What is being asked:
Present each line of the entries below that holds the word "this".
=-=-=
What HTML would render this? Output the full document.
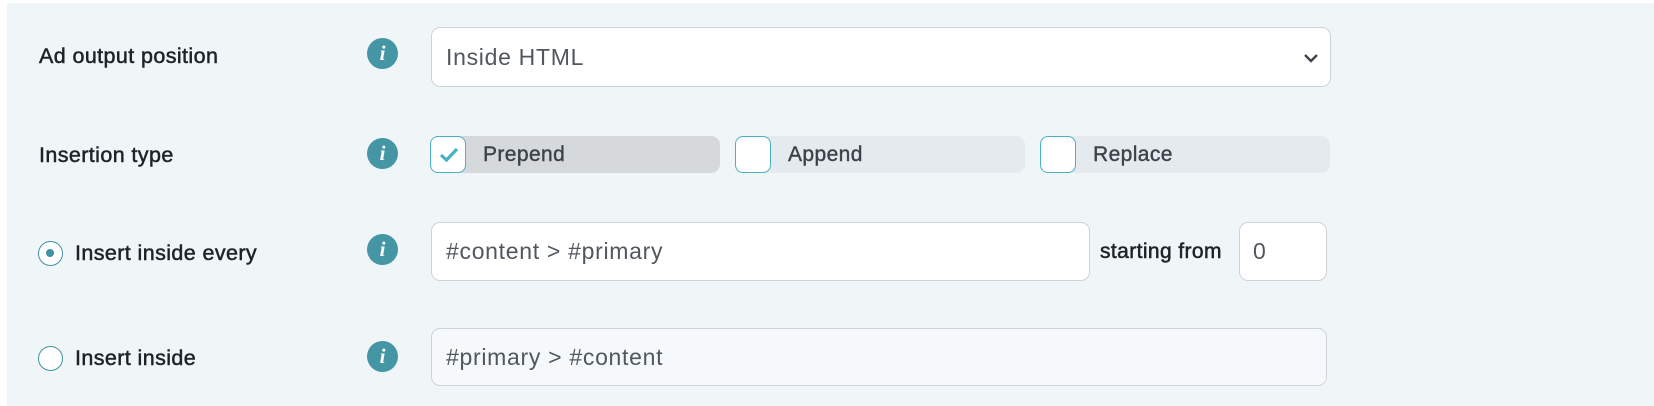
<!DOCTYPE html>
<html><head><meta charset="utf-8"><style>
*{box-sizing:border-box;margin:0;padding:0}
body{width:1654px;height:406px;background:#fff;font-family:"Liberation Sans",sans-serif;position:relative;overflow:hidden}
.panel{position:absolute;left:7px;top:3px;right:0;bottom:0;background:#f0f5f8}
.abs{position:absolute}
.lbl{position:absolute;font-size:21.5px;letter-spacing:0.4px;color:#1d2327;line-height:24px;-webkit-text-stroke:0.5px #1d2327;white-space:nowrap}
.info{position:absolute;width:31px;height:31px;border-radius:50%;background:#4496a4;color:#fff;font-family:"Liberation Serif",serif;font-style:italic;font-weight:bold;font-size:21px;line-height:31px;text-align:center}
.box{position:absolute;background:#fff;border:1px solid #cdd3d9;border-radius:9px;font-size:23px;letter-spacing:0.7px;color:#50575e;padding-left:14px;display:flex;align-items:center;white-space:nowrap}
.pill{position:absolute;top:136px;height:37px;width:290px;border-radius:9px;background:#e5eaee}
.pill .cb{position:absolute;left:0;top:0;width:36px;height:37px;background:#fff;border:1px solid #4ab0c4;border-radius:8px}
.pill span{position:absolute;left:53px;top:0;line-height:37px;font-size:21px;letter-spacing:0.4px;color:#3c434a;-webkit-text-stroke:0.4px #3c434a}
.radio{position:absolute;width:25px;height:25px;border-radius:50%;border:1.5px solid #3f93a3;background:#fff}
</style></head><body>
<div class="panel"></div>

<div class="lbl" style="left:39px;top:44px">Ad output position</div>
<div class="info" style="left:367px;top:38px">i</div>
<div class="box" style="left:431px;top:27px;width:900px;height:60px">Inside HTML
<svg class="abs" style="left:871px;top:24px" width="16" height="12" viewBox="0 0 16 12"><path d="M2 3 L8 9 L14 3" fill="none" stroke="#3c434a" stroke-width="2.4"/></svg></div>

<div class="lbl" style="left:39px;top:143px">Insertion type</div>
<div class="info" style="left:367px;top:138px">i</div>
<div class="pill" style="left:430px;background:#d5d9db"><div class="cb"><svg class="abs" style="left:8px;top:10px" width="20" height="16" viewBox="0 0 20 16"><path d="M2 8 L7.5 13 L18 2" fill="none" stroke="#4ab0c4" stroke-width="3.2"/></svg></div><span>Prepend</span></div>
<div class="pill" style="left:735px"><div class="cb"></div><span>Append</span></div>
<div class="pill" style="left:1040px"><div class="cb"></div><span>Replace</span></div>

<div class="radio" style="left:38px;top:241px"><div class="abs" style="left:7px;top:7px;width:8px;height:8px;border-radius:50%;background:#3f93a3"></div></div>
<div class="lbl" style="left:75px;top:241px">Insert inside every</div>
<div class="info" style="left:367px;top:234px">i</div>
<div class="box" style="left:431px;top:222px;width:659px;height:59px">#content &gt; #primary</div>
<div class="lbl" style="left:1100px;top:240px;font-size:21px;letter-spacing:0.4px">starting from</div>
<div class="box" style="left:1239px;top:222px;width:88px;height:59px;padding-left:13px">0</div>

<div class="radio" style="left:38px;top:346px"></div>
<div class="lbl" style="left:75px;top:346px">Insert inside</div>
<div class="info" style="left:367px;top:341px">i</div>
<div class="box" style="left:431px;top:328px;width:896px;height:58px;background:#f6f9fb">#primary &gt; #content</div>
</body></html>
=-=-=
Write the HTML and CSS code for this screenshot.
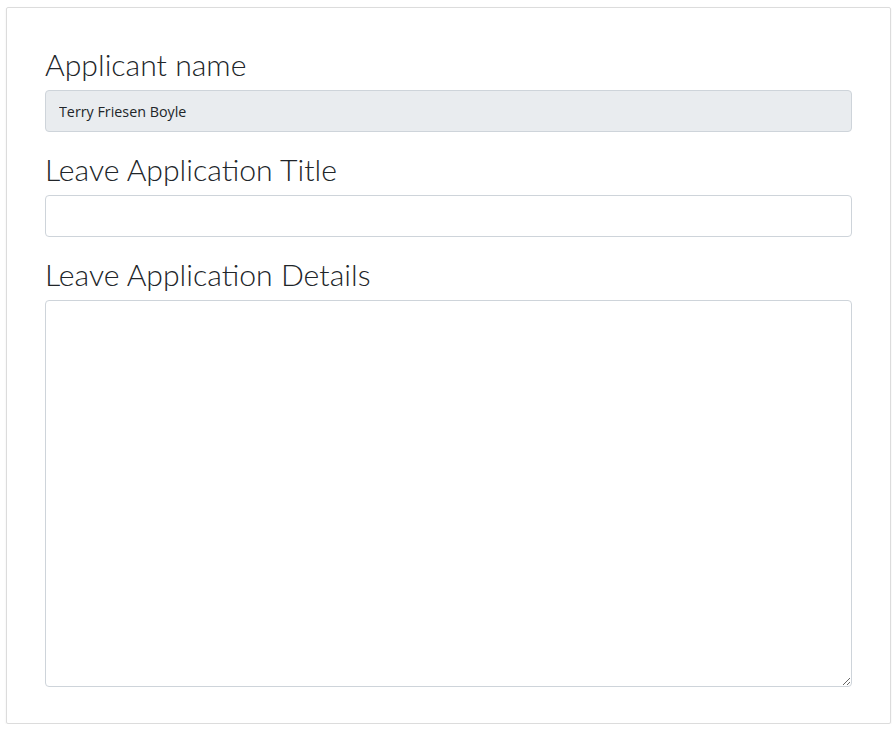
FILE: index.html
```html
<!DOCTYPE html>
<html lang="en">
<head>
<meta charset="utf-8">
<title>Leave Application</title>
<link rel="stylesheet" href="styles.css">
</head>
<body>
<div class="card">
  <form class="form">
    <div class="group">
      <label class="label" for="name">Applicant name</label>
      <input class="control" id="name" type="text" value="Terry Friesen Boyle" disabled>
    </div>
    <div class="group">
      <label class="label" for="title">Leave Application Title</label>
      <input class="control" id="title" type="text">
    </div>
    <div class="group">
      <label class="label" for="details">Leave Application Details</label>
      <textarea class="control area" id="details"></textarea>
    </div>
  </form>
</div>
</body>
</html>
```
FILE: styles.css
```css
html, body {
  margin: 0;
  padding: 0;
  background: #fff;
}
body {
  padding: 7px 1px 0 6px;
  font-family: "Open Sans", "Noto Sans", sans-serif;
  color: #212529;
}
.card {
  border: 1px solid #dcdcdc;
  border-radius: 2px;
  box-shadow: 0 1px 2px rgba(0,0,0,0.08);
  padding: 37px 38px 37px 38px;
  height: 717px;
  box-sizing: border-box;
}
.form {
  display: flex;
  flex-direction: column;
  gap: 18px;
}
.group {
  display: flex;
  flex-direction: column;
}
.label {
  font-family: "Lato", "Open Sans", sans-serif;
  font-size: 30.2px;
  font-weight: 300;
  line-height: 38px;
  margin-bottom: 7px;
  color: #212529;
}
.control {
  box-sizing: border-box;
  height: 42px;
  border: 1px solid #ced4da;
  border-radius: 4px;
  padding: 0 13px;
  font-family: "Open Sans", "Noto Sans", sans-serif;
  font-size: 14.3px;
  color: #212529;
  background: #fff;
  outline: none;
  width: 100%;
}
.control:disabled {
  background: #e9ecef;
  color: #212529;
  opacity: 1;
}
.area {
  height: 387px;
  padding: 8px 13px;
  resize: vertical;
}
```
=-=-=
Written response:
What HTML would render this? Output the full document.
Write the HTML and CSS code for this screenshot.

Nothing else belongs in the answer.